Show all lines from the data that include the word "React".

========================================

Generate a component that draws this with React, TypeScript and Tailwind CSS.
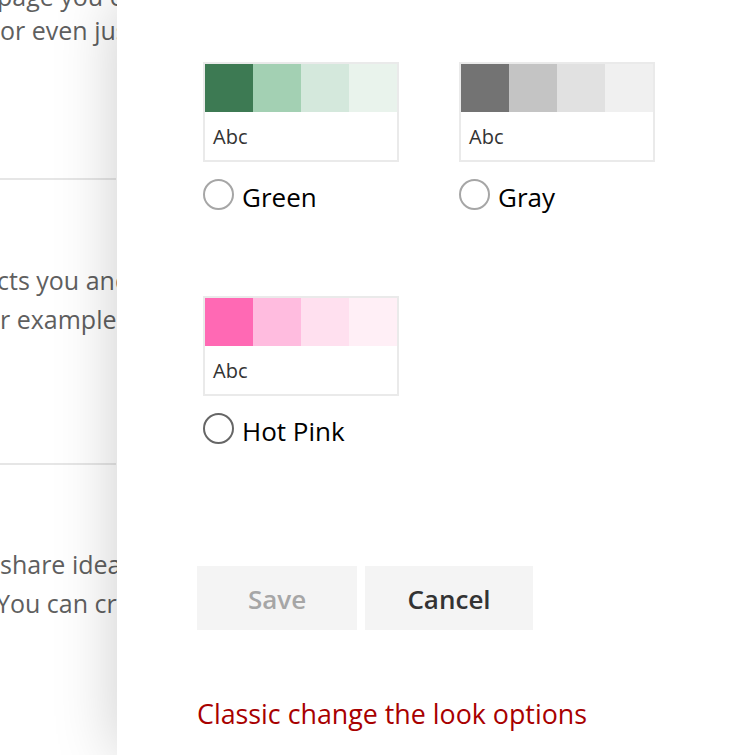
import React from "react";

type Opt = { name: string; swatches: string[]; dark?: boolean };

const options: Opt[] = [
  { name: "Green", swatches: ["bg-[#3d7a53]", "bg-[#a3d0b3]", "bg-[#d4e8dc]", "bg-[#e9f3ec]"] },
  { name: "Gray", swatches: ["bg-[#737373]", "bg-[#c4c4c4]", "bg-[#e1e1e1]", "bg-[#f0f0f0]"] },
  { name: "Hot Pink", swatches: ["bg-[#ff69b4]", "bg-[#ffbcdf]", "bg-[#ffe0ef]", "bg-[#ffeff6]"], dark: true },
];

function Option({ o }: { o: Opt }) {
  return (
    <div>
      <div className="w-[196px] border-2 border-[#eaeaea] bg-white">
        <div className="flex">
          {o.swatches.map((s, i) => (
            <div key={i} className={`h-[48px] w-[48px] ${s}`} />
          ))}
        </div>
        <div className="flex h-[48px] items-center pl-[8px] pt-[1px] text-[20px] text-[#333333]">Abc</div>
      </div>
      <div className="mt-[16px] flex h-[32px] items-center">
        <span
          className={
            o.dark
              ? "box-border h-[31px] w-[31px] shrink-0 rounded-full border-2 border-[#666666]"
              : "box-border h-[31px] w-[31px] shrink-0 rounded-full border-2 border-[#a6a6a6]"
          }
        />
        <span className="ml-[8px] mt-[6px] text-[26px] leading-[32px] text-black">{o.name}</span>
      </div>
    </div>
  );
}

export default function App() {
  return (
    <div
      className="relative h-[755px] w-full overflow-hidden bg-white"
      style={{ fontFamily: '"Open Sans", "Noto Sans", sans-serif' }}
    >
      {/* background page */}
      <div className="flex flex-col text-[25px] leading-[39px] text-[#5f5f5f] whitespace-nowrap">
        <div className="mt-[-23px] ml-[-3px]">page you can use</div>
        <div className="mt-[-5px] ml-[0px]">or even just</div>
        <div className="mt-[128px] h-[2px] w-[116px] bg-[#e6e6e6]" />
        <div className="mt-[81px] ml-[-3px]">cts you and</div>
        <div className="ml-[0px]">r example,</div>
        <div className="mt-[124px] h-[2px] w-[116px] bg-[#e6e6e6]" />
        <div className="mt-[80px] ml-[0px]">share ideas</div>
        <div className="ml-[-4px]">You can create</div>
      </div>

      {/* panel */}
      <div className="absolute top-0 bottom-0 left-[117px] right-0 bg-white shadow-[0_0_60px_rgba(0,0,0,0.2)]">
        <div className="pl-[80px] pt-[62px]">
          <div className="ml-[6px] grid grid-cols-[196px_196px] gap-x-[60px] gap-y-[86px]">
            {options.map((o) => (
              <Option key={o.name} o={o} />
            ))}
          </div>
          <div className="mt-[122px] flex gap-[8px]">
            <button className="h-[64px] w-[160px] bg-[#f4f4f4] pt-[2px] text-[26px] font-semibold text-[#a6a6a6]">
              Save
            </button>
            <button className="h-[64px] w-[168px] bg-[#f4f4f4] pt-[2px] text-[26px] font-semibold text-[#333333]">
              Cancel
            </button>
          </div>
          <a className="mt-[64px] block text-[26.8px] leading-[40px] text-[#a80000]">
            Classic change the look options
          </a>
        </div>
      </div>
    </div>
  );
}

========================================

EXERCISE RESULT
Generate a component that draws this with React, TypeScript and Tailwind CSS.
import React from "react";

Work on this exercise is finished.